In the spring, barrels of pelts were sent down the Volkhov River, across the northern lakes to the Neva, and then on across the Baltic to Lübeck and Bremen. From there Russian fur continued its journey to London, Paris and Florence. In exchange, the Novgorod merchants received silver, arms, textiles, herring and non-ferrous metals. When there was hunger in the city they also imported grain. The fur trade guaranteed a significant amount of silver, which the trading republic needed for its mercenaries. By the end of the Novgorod Republic, fur was exported on a massive scale: 12,000 squirrel pelts travelled thousands of miles from the East so that London furriers could make one particular robe for Henry IV. But the bulk of imports were destined for mass consumption. A total of half a million squirrel pelts were exported per year. 11
As the squirrel population became depleted, the Novgorod merchants had to advance into unknown territories further east and force the local tribes to procure pelts. The trade was risky: in 1445, Yugra tribes inflicted defeat on a 3,000-strong detachment from Novgorod. And, in the fifteenth century, London imported fewer furs. The reason was that squirrel pelts could not compete with the wool textiles which England had begun to produce in increasing quantities. Although the Hansa traded in many goods, such as grain, timber and cod, it went into decline following the collapse of the fur trade. The fall in profits led to clashes among the Russian principalities. Resource-dependent states always worry about running out of raw materials. They are actually more at risk from the advent of new technologies which make their resources redundant.
Sable
The occupation of Novgorod by Muscovite troops in 1478 followed the fall in prices and the reduction of the market for fur. In the quest for fur, the Russians continually moved further east, colonising huge swathes of northern Asia and, later, northern America. In historical paintings we see the Muscovy nobility portrayed in fur coats and hats edged with sable, beaver and ermine. Monomakh’s cap was the sable-trimmed symbol of supreme power of the Russian tsars. Similarly, the Scottish crown was trimmed with ermine. A top hat made out of felted beaver fur was a status symbol of the European elite.

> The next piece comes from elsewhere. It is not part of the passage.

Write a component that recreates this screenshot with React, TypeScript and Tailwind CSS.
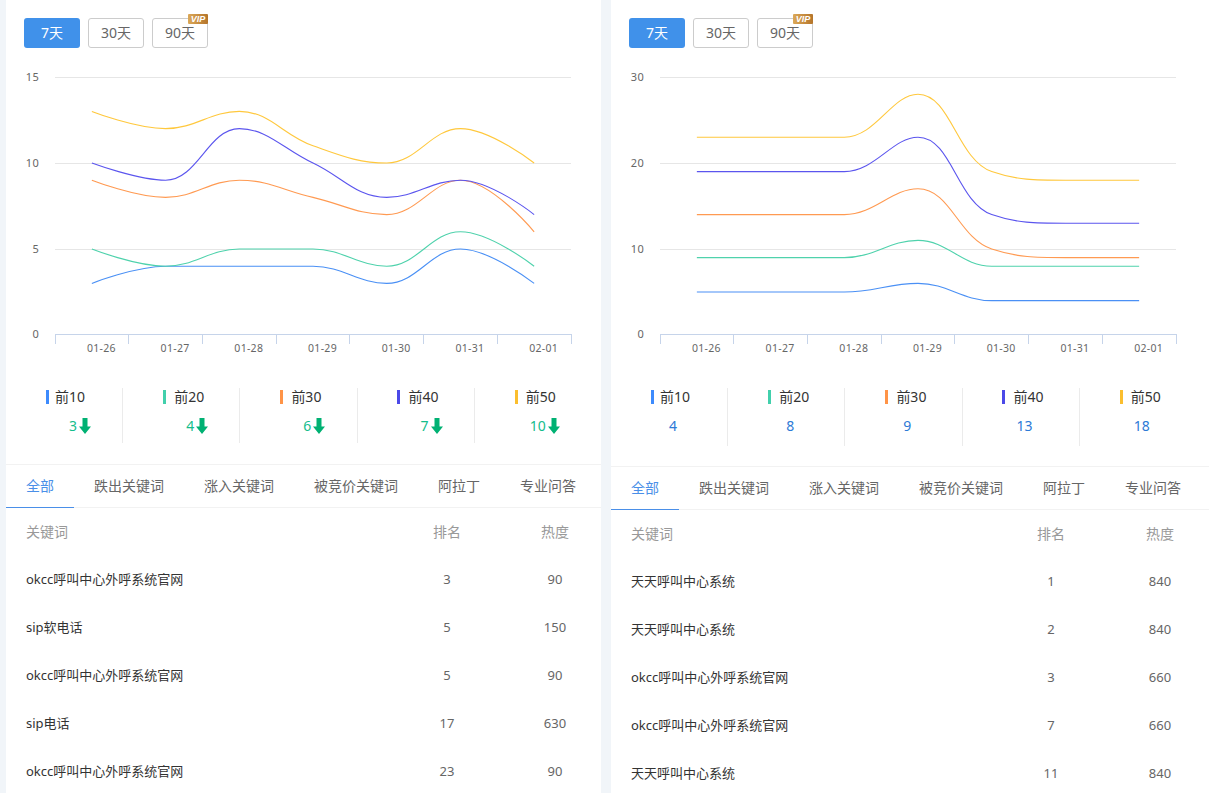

A luxury item, sable didn’t compete with wool and was in steady demand in Europe; sable (sobol ) is among the very few loan words that have gone from Russian into English. The route to Siberia, the home of the sable, lay through Kazan. The Muscovite troops captured Kazan in 1552 – a defining moment in the history of Russian colonisation. In 1581 Yermak Timofeyevich, with a company of 800 Cossacks, reached the Siberian Khanate. Like the Vikings long before them, the Cossacks dragged their boats, made from hollowed-out tree trunks, between great Siberian rivers and drifted down or rowed up them. After three years of trade and battles in Siberia, Yermak died, but 24,000 sable pelts, 2,000 beaver pelts, and 800 pelts from black foxes were sent to Moscow. 12
The Russians were only present in small groups and they rarely hunted themselves. They relied on the indigenous population to catch the animals, skin them and cure the pelts. The natives traditionally used fur for warm clothing and as insulation for their dwellings. However, they had no interest in the large-scale hunting of fur-bearing animals, just as they had no conception about fair prices or profit and accumulation. Fishermen and reindeer herders could be turned into trappers and hunters only by the use of force. The fur tribute was officially known as the yasak , a Turkish word, and was imposed only on non-Russian and non-Orthodox peoples. The yasak furs were taken to Tobolsk, a city in south-western Siberia that featured its own Kremlin – a fortified storehouse for furs and supplies. There pelts were graded, priced and sent to the Moscow Kremlin by winter road, in a convoy of sledges. The yasak went directly to the state, but private trade also flourished and was taxed at a tenth. When officials were returning from Siberia to Moscow, their sledges were searched carefully, and extra furs were confiscated. In Moscow, the Siberian office controlled the trade, and the best pelts remained in the Treasury. In exchange for fur, the Russians supplied Siberia with metal handicrafts, alcohol and tobacco, which rapidly became a habit for the northern tribes. At the beginning of the fifteenth century, the Muscovite monk Epiphany Premudry recorded the words of a shaman from the Urals: ‘You Christian people have one God, but we have many gods … so they give us squirrels, sables, martens and lynx … Aren’t your princes and boyars and grandees getting rich on what we catch? … Isn’t it our catch that you send to Orda [the Tatars], and … even to Tsargrad [Constantinopole] and to the Germans and the Lithuanians?’ 13
In 1557 every Yugra man had to hand over one sable pelt per year, but by 1609 this demand had already risen to seven. More than 7 million sables were trapped between 1621 and 1690. 14 Russian sources put the revenue from the fur trade as one-quarter of the gross revenue of the Muscovy state. For the medieval economy, with its subsistence farming, gross revenue doesn’t mean much. What mattered for the state was its disposable income, and the fur trade was a major contributor to that. When there was a shortage of silver, pelts played the role of currency for Muscovy. There were times when Kremlin officials, mercenaries and doctors were paid part of their fees in furs.